One thing that struck me during people’s discussions was that very few people thought the health and social care system was working for people with mental health problems as it was. This feeling wasn’t limited to just social care outcomes and people’s mental health themselves: it included what opportunities people with mental health problems had in areas of life like housing, employment and fairly accessing welfare support.
The question before everyone was clear: how do we make things better? The Self-Directed Support Act 2014 is a major part of the answer. The Act aims to empower people to have control and responsibility over how their care and support is arranged, including offering people different choices for organising their care. (You can find out more information about the Act on the Getting There website .)
Henry Ford famously said: “If you always do what you’ve always done, you’ll always get what you’ve always got.” The Act is therefore a really good chance to do something differently. A really interesting question for everyone with an interest in the mental health system to ask themselves is: what can they do differently as a result of the new SDS Act?
Here are a few suggestions (you can find more in this practice paper on the Getting There website ):
• For people who use services, this could mean finding out more about the Self-Directed Support Act so you know what your rights are and how to access the support available to live the life you want.
• For a frontline practitioner, this could mean working in partnership with a person rather than thinking of them as someone to assess and put in place a package for.
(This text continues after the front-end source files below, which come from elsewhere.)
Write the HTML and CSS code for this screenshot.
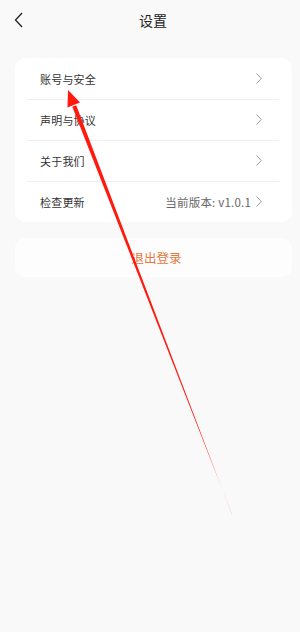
FILE: index.html
```html
<!DOCTYPE html>
<html lang="zh-CN">
<head>
    <meta charset="UTF-8">
    <meta name="viewport" content="width=device-width, initial-scale=1.0">
    <title>设置</title>
    <link rel="stylesheet" href="styles.css">
</head>
<body>
    <div class="header">
        <svg class="back" width="10" height="16" viewBox="0 0 10 16">
            <path d="M8 1 L1.5 8 L8 15" fill="none" stroke="#222" stroke-width="1.3"/>
        </svg>
        <h1>设置</h1>
    </div>

    <div class="card">
        <div class="row">
            <span class="label">账号与安全</span>
            <svg class="chev" width="6" height="11" viewBox="0 0 6 11"><path d="M0.5 0.5 L5.3 5.5 L0.5 10.5" fill="none" stroke="#9a9a9a" stroke-width="1"/></svg>
        </div>
        <div class="row">
            <span class="label">声明与协议</span>
            <svg class="chev" width="6" height="11" viewBox="0 0 6 11"><path d="M0.5 0.5 L5.3 5.5 L0.5 10.5" fill="none" stroke="#9a9a9a" stroke-width="1"/></svg>
        </div>
        <div class="row">
            <span class="label">关于我们</span>
            <svg class="chev" width="6" height="11" viewBox="0 0 6 11"><path d="M0.5 0.5 L5.3 5.5 L0.5 10.5" fill="none" stroke="#9a9a9a" stroke-width="1"/></svg>
        </div>
        <div class="row">
            <span class="label">检查更新</span>
            <span class="value">当前版本: v1.0.1</span>
            <svg class="chev" width="6" height="11" viewBox="0 0 6 11"><path d="M0.5 0.5 L5.3 5.5 L0.5 10.5" fill="none" stroke="#9a9a9a" stroke-width="1"/></svg>
        </div>
    </div>

    <div class="logout">退出登录</div>

    <!-- annotation arrow -->
    <svg class="arrow" width="300" height="632" viewBox="0 0 300 632">
        <defs>
            <linearGradient id="fade" x1="68" y1="90" x2="232" y2="515" gradientUnits="userSpaceOnUse">
                <stop offset="0" stop-color="#ff1a0d"/>
                <stop offset="0.88" stop-color="#ff1a0d"/>
                <stop offset="1" stop-color="#ff1a0d" stop-opacity="0.3"/>
            </linearGradient>
        </defs>
        <polygon points="76.2,105.3 72.3,106.7 232.3,515 232,515" fill="url(#fade)"/>
        <polygon points="68,90 80,102.5 67.5,107.5" fill="#ff1a0d"/>
    </svg>
</body>
</html>
```

FILE: styles.css
```css
body {
    margin: 0;
    background-color: #f9f9f9;
    font-family: "Noto Sans CJK SC", "Noto Sans", sans-serif;
    width: 300px;
    height: 632px;
    position: relative;
    overflow: hidden;
}
.header {
    height: 40px;
    display: flex;
    align-items: center;
    justify-content: center;
    position: relative;
}
.header h1 {
    margin: 0;
    font-size: 14px;
    font-weight: normal;
    color: #222;
    padding-left: 6px;
}
.back {
    position: absolute;
    left: 14px;
    top: 12px;
}
.card {
    background: #fff;
    margin: 18px 8px 0 15px;
    border-radius: 10px;
}
.row {
    height: 41px;
    display: flex;
    align-items: center;
    padding: 0 30px 0 25px;
    position: relative;
}
.row + .row::before {
    content: "";
    position: absolute;
    top: 0;
    left: 12px;
    right: 13px;
    border-top: 1px solid #efefef;
}
.label {
    flex: 1;
    font-size: 11px;
    letter-spacing: 0.2px;
    color: #333;
}
.value {
    font-size: 11.5px;
    letter-spacing: 0.2px;
    color: #666;
    margin-right: 5px;
}
.chev {
    display: block;
}
.logout {
    margin: 16px 8px 0 15px;
    height: 39px;
    background: #fdfdfd;
    border-radius: 10px;
    display: flex;
    align-items: center;
    justify-content: center;
    font-size: 12.5px;
    color: #e5773f;
    padding-left: 6px;
}
.arrow {
    position: absolute;
    left: 0;
    top: 0;
    pointer-events: none;
}
```
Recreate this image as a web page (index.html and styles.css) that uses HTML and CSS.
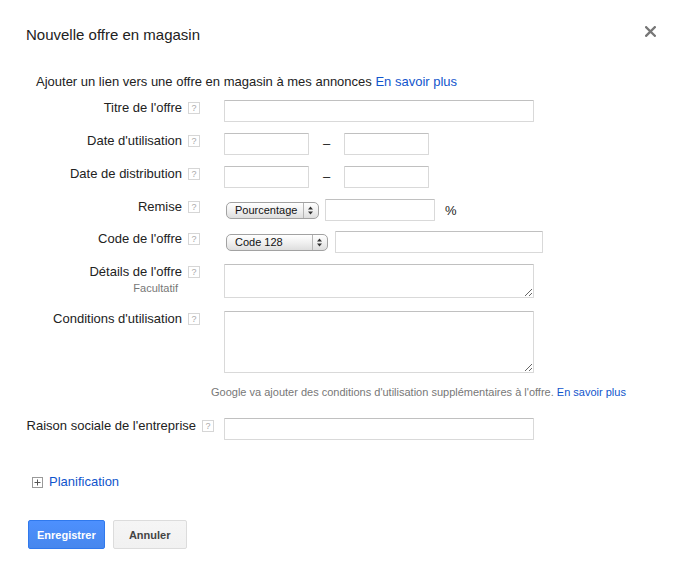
FILE: index.html
```html
<!DOCTYPE html>
<html lang="fr">
<head>
<meta charset="utf-8">
<title>Nouvelle offre en magasin</title>
<link rel="stylesheet" href="styles.css">
</head>
<body>
<div class="dialog">
  <div class="header">
    <h1 class="title">Nouvelle offre en magasin</h1>
    <span class="close" aria-label="Fermer">
      <svg width="11" height="11" viewBox="0 0 11 11"><path d="M1.2 1.2 L9.8 9.8 M9.8 1.2 L1.2 9.8" stroke="#777" stroke-width="2.3" stroke-linecap="square"/></svg>
    </span>
  </div>

  <p class="intro">Ajouter un lien vers une offre en magasin à mes annonces <a class="link" href="#">En savoir plus</a></p>

  <div class="form">
    <div class="row">
      <div class="label-cell"><div class="label-stack"><span class="label">Titre de l'offre</span></div><span class="help">?</span></div>
      <div class="field"><input class="input input--long" type="text"></div>
    </div>

    <div class="row">
      <div class="label-cell"><div class="label-stack"><span class="label">Date d'utilisation</span></div><span class="help">?</span></div>
      <div class="field"><input class="input input--date" type="text"><span class="dash">–</span><input class="input input--date" type="text"></div>
    </div>

    <div class="row">
      <div class="label-cell"><div class="label-stack"><span class="label">Date de distribution</span></div><span class="help">?</span></div>
      <div class="field"><input class="input input--date" type="text"><span class="dash">–</span><input class="input input--date" type="text"></div>
    </div>

    <div class="row row--discount">
      <div class="label-cell"><div class="label-stack"><span class="label">Remise</span></div><span class="help">?</span></div>
      <div class="field field--center">
        <div class="select select--pct"><span class="select-text">Pourcentage</span><span class="select-arrows"><svg width="5" height="9" viewBox="0 0 5 9"><path d="M2.5 0.5 L5 3.5 L0 3.5 Z M2.5 8.5 L5 5.5 L0 5.5 Z" fill="#333"/></svg></span></div>
        <input class="input input--pct" type="text"><span class="percent">%</span>
      </div>
    </div>

    <div class="row">
      <div class="label-cell"><div class="label-stack"><span class="label">Code de l'offre</span></div><span class="help">?</span></div>
      <div class="field field--center">
        <div class="select select--code"><span class="select-text">Code 128</span><span class="select-arrows"><svg width="5" height="9" viewBox="0 0 5 9"><path d="M2.5 0.5 L5 3.5 L0 3.5 Z M2.5 8.5 L5 5.5 L0 5.5 Z" fill="#333"/></svg></span></div>
        <input class="input input--code" type="text">
      </div>
    </div>

    <div class="row row--details">
      <div class="label-cell"><div class="label-stack"><span class="label">Détails de l'offre</span><span class="sublabel">Facultatif</span></div><span class="help">?</span></div>
      <div class="field"><textarea class="textarea textarea--short"></textarea></div>
    </div>

    <div class="row row--conditions">
      <div class="label-cell"><div class="label-stack"><span class="label">Conditions d'utilisation</span></div><span class="help">?</span></div>
      <div class="field"><textarea class="textarea textarea--tall"></textarea></div>
    </div>

    <p class="note">Google va ajouter des conditions d'utilisation supplémentaires à l'offre. <a class="link" href="#">En savoir plus</a></p>

    <div class="row row--company">
      <div class="label-cell label-cell--wide"><div class="label-stack"><span class="label">Raison sociale de l'entreprise</span></div><span class="help">?</span></div>
      <div class="field field--tight"><input class="input input--long" type="text"></div>
    </div>
  </div>

  <div class="expander">
    <span class="plus-box"><svg width="9" height="9" viewBox="0 0 9 9"><path d="M1.5 4.5 H7.5 M4.5 1.5 V7.5" stroke="#555" stroke-width="1"/></svg></span>
    <a class="link" href="#">Planification</a>
  </div>

  <div class="actions">
    <button class="btn btn--primary" type="button">Enregistrer</button>
    <button class="btn btn--default" type="button">Annuler</button>
  </div>
</div>
</body>
</html>
```

FILE: styles.css
```css
* { box-sizing: border-box; }

html, body {
  margin: 0;
  padding: 0;
  background: #fff;
}

body {
  font-family: "Liberation Sans", Arial, sans-serif;
  color: #222;
  font-size: 13px;
}

.dialog {
  width: 681px;
  padding: 26px 0 0 26px;
}

.header {
  display: flex;
  align-items: center;
  justify-content: space-between;
  height: 18px;
  padding-right: 25px;
}

.title {
  margin: 0;
  font-size: 15px;
  font-weight: normal;
  line-height: 18px;
  color: #222;
}

.close {
  display: flex;
  width: 11px;
  height: 11px;
  margin-top: -7px;
}

.intro {
  margin: 30px 0 10px 10px;
  line-height: 16px;
  font-size: 13px;
}

.link {
  color: #15c;
  text-decoration: none;
}

.form {
  margin-left: -26px;
}

.row {
  display: flex;
  align-items: flex-start;
  margin-bottom: 11px;
}

.row--discount { margin-bottom: 10px; }
.row--details { margin-bottom: 13px; }
.row--conditions { margin-bottom: 12px; }

.label-cell {
  width: 200px;
  flex: none;
  display: flex;
  justify-content: flex-end;
  align-items: flex-start;
}

.label-cell--wide { width: 214px; }

.label-stack {
  display: flex;
  flex-direction: column;
  align-items: flex-end;
}

.label {
  line-height: 16px;
  font-size: 13px;
  color: #222;
  white-space: nowrap;
}

.sublabel {
  font-size: 11px;
  line-height: 14px;
  color: #777;
  margin-top: 1px;
  padding-right: 4px;
}

.help {
  width: 12px;
  height: 12px;
  margin: 2px 0 0 6px;
  border: 1px solid #d6d6d6;
  color: #aaa;
  font-size: 9px;
  line-height: 10px;
  text-align: center;
  flex: none;
}

.field {
  margin-left: 24px;
  display: flex;
  align-items: flex-start;
  height: 22px;
}

.row--details .field,
.row--conditions .field { height: auto; }

.field--center { align-items: center; }
.field--tight { margin-left: 10px; }

.input {
  height: 22px;
  border: 1px solid #d9d9d9;
  border-top-color: #c0c0c0;
  border-radius: 1px;
  padding: 0 4px;
  font: inherit;
  background: #fff;
  margin: 0;
}

.input--long { width: 310px; }
.input--date { width: 85px; }
.input--pct { width: 110px; margin-left: 6px; }
.input--code { width: 208px; margin-left: 7px; }

.dash {
  width: 35px;
  height: 22px;
  text-align: center;
  line-height: 22px;
  font-size: 13px;
}

.percent {
  margin-left: 10px;
  font-size: 13px;
}

.select {
  display: flex;
  align-items: center;
  height: 17px;
  margin-left: 2px;
  border: 1px solid #a2a2a2;
  border-radius: 5px;
  background: linear-gradient(#ffffff, #f2f2f2 45%, #dedede);
  font-size: 11px;
  color: #111;
}

.select--pct { width: 93px; }
.select--code { width: 102px; }

.select-text {
  flex: 1;
  padding-left: 8px;
  line-height: 15px;
  white-space: nowrap;
}

.select-arrows {
  width: 15px;
  height: 15px;
  border-left: 1px solid #b5b5b5;
  display: flex;
  align-items: center;
  justify-content: center;
  padding-right: 2px;
}

.textarea {
  display: block;
  width: 310px;
  border: 1px solid #d9d9d9;
  border-top-color: #c0c0c0;
  border-radius: 1px;
  margin: 0;
  padding: 2px;
  font: inherit;
}

.textarea--short { height: 34px; }
.textarea--tall { height: 62px; }

.note {
  margin: 0 0 19px 211px;
  font-size: 11px;
  line-height: 14px;
  color: #777;
  white-space: nowrap;
}

.row--company { margin-bottom: 0; }

.expander {
  display: flex;
  align-items: center;
  margin: 34px 0 0 6px;
  height: 16px;
}

.plus-box {
  width: 11px;
  height: 11px;
  border: 1px solid #999;
  display: flex;
  align-items: center;
  justify-content: center;
  margin-right: 6px;
}

.expander .link {
  font-size: 13px;
  line-height: 16px;
}

.actions {
  display: flex;
  gap: 8px;
  margin: 30px 0 0 2px;
}

.btn {
  height: 29px;
  min-width: 74px;
  padding: 0 8px;
  border-radius: 2px;
  font-family: "Liberation Sans", Arial, sans-serif;
  font-size: 11px;
  font-weight: bold;
  text-align: center;
}

.btn--primary {
  background: linear-gradient(#4d90fe, #4787ed);
  border: 1px solid #3079ed;
  color: #fff;
}

.btn--default {
  background: linear-gradient(#f5f5f5, #f1f1f1);
  border: 1px solid #dcdcdc;
  color: #444;
}
```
This could include thinking together beyond the usual menu of ‘traditional’ services people might access.
• For team managers, it could mean creating regular opportunities for their team members to talk about the good things they’ve done as a result of self-directed support, or to talk about the challenges this new way of working brings and enabling people to support each other to address those challenges.
• For people who commission service, it could mean knowing how much money was spent on what types of mental health support and then explicitly aiming to change this over the next 3 years, responding to the different choices that people make.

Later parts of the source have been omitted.